THE TASK>
Gather from the material every line that contains the string "page".

PROVIDED DATA>
----------

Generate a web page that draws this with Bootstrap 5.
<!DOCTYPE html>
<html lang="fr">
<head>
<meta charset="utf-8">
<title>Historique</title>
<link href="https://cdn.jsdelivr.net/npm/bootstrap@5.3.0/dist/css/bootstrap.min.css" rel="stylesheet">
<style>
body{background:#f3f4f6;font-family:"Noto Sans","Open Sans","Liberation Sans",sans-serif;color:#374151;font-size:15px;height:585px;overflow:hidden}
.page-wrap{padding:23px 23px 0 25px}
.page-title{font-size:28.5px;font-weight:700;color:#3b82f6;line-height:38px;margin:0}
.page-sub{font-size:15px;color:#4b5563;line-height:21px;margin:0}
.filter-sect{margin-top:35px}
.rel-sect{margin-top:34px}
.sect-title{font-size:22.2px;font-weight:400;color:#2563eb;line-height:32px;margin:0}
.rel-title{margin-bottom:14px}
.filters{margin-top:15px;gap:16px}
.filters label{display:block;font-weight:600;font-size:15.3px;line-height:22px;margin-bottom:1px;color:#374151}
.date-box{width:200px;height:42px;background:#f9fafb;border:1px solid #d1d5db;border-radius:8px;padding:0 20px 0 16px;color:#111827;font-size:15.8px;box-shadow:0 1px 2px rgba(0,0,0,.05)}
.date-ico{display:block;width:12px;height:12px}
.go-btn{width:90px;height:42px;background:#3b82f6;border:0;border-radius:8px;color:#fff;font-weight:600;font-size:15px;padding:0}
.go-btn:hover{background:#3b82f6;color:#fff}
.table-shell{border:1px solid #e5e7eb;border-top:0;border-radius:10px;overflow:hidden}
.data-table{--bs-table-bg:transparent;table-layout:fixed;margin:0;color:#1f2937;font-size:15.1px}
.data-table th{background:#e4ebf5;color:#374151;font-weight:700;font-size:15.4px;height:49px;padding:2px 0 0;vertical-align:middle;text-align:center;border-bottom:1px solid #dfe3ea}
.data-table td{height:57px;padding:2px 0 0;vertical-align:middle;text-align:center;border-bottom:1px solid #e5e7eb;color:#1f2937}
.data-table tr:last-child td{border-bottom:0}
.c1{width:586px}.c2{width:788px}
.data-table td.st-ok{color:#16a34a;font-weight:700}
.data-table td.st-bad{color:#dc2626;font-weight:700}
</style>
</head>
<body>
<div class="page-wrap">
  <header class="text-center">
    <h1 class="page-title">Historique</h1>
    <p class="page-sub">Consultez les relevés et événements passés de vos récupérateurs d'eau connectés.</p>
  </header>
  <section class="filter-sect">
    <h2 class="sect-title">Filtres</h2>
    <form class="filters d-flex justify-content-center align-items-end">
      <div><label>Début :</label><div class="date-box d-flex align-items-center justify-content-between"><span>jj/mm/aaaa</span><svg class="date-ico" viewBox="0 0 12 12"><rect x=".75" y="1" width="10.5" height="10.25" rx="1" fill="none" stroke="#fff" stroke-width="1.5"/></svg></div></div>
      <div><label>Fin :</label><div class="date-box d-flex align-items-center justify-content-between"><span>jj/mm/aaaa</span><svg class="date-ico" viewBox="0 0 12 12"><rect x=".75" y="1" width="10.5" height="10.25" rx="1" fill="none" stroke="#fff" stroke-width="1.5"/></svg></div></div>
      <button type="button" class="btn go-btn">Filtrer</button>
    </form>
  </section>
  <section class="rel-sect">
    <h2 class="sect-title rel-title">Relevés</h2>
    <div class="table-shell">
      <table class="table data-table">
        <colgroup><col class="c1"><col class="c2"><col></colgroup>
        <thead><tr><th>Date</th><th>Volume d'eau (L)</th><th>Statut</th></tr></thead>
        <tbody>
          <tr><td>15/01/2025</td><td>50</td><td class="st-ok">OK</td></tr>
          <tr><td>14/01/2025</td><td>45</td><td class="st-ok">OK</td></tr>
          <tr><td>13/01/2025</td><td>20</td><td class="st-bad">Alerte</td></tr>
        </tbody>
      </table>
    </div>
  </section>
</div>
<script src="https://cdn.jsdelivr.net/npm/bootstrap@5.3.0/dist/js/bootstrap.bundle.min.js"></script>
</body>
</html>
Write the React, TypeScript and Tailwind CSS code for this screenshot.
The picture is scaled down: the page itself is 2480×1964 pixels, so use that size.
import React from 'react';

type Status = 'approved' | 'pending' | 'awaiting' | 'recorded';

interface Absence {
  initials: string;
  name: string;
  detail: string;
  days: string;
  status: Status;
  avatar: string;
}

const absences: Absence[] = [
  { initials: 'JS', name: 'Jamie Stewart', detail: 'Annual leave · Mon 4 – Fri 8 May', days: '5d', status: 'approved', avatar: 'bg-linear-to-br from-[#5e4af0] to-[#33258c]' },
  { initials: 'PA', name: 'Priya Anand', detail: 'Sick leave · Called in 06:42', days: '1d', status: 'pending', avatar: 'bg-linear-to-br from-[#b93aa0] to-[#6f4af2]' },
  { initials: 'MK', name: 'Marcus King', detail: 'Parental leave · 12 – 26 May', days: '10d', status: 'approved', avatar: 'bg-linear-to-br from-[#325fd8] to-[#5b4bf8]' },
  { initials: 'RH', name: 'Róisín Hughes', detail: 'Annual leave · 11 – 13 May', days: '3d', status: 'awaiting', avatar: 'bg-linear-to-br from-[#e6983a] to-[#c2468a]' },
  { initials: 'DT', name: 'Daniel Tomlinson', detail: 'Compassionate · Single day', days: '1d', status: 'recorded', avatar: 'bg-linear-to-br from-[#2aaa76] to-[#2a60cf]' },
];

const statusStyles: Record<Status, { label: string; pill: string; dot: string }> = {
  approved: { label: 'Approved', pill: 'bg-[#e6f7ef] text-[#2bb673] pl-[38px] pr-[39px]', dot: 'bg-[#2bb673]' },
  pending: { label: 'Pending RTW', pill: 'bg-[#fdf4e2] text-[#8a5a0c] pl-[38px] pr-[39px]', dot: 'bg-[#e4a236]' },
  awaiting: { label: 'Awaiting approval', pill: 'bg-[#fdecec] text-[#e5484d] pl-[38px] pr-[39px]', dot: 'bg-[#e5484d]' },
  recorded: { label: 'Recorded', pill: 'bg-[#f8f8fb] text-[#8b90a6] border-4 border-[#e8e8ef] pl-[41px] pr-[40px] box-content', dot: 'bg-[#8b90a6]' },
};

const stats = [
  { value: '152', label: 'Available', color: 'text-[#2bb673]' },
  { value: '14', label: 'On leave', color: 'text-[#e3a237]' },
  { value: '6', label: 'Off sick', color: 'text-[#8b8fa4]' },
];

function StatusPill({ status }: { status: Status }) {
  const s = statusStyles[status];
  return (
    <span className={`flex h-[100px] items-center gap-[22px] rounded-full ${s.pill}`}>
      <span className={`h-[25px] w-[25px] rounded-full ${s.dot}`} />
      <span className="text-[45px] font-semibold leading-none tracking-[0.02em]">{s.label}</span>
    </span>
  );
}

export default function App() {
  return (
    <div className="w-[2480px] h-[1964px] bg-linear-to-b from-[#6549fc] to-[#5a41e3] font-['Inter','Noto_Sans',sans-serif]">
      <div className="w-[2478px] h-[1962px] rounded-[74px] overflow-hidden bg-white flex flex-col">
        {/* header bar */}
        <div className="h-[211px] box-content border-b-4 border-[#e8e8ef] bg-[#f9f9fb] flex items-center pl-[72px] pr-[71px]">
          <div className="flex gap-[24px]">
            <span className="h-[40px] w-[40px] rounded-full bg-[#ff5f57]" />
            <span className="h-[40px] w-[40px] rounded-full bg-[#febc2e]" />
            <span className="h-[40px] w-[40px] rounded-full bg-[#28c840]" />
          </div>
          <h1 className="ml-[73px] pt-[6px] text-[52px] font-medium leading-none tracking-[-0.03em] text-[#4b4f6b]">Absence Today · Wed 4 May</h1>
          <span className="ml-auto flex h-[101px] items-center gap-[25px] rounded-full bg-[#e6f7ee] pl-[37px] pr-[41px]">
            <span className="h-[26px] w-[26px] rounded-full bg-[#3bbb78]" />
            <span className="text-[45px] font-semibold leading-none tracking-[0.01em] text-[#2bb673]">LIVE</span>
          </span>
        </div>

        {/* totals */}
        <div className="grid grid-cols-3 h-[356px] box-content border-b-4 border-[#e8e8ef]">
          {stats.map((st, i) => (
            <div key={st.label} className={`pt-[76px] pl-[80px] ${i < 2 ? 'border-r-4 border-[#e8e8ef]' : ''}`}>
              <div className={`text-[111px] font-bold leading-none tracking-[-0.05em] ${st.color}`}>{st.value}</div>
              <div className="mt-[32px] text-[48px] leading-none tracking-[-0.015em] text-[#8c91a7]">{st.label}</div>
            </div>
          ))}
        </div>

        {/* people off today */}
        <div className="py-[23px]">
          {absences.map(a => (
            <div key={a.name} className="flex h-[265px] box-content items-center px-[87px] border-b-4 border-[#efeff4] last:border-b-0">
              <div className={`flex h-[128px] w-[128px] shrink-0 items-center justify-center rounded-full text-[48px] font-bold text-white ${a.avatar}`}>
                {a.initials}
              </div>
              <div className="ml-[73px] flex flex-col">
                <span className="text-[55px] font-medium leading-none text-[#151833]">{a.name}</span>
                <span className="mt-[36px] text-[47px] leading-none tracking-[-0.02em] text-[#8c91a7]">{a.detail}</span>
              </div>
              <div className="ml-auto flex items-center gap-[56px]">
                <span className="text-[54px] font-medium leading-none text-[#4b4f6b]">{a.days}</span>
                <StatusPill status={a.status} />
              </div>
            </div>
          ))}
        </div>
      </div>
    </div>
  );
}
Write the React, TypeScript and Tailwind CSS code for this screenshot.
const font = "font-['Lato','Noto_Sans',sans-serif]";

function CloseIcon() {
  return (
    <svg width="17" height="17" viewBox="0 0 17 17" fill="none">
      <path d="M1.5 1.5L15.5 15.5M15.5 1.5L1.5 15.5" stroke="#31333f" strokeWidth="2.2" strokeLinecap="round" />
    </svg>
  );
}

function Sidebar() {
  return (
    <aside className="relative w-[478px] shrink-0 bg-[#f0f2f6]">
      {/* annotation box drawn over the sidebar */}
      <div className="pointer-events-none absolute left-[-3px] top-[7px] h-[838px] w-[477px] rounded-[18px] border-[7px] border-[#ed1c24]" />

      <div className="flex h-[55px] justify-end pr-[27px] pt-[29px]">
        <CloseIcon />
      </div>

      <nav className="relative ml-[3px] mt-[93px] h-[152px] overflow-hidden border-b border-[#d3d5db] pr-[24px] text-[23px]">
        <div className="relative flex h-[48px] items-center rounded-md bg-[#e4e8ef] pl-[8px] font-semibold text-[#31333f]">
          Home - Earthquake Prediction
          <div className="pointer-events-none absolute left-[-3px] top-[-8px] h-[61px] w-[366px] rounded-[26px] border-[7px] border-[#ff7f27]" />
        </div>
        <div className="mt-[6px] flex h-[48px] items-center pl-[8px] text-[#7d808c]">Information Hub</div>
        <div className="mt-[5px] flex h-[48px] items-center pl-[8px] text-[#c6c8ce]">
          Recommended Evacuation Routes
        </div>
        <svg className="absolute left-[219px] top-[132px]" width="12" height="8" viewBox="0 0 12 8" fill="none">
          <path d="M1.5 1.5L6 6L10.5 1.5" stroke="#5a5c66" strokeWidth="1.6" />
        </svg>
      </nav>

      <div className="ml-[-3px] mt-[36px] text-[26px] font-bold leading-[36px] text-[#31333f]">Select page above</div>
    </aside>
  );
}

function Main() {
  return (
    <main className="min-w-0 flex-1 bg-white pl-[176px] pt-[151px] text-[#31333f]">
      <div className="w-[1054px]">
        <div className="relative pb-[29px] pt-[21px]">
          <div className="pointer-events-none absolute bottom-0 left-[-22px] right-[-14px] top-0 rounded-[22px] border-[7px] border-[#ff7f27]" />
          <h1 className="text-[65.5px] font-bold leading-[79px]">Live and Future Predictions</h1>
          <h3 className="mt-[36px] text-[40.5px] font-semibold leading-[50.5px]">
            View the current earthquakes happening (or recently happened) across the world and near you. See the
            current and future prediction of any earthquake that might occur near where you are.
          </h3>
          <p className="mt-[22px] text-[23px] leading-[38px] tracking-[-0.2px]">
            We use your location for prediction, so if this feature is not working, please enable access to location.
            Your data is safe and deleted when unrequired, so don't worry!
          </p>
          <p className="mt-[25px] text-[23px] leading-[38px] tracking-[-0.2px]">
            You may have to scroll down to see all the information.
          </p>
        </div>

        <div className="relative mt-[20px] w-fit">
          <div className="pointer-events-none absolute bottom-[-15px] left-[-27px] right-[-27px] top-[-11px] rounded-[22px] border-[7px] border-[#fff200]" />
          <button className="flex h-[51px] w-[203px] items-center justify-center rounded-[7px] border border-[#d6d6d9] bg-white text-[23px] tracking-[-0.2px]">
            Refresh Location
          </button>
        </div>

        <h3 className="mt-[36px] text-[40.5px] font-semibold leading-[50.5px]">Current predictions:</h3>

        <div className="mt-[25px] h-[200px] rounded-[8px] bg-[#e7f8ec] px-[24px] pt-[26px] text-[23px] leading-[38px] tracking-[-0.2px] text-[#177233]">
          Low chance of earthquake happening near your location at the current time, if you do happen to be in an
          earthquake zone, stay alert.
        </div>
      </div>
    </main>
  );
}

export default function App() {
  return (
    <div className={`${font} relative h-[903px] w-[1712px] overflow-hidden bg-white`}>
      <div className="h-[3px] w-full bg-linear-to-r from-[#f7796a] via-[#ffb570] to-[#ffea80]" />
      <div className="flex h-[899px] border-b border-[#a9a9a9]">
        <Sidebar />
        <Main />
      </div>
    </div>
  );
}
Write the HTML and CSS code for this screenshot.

----------

RESPONSE TO THIS TASK>
Generate a web page that draws this with Bootstrap 5.
.page-wrap{padding:23px 23px 0 25px}
.page-title{font-size:28.5px;font-weight:700;color:#3b82f6;line-height:38px;margin:0}
.page-sub{font-size:15px;color:#4b5563;line-height:21px;margin:0}
<div class="page-wrap">
    <h1 class="page-title">Historique</h1>
    <p class="page-sub">Consultez les relevés et événements passés de vos récupérateurs d'eau connectés.</p>
The picture is scaled down: the page itself is 2480×1964 pixels, so use that size.
      <div className="ml-[-3px] mt-[36px] text-[26px] font-bold leading-[36px] text-[#31333f]">Select page above</div>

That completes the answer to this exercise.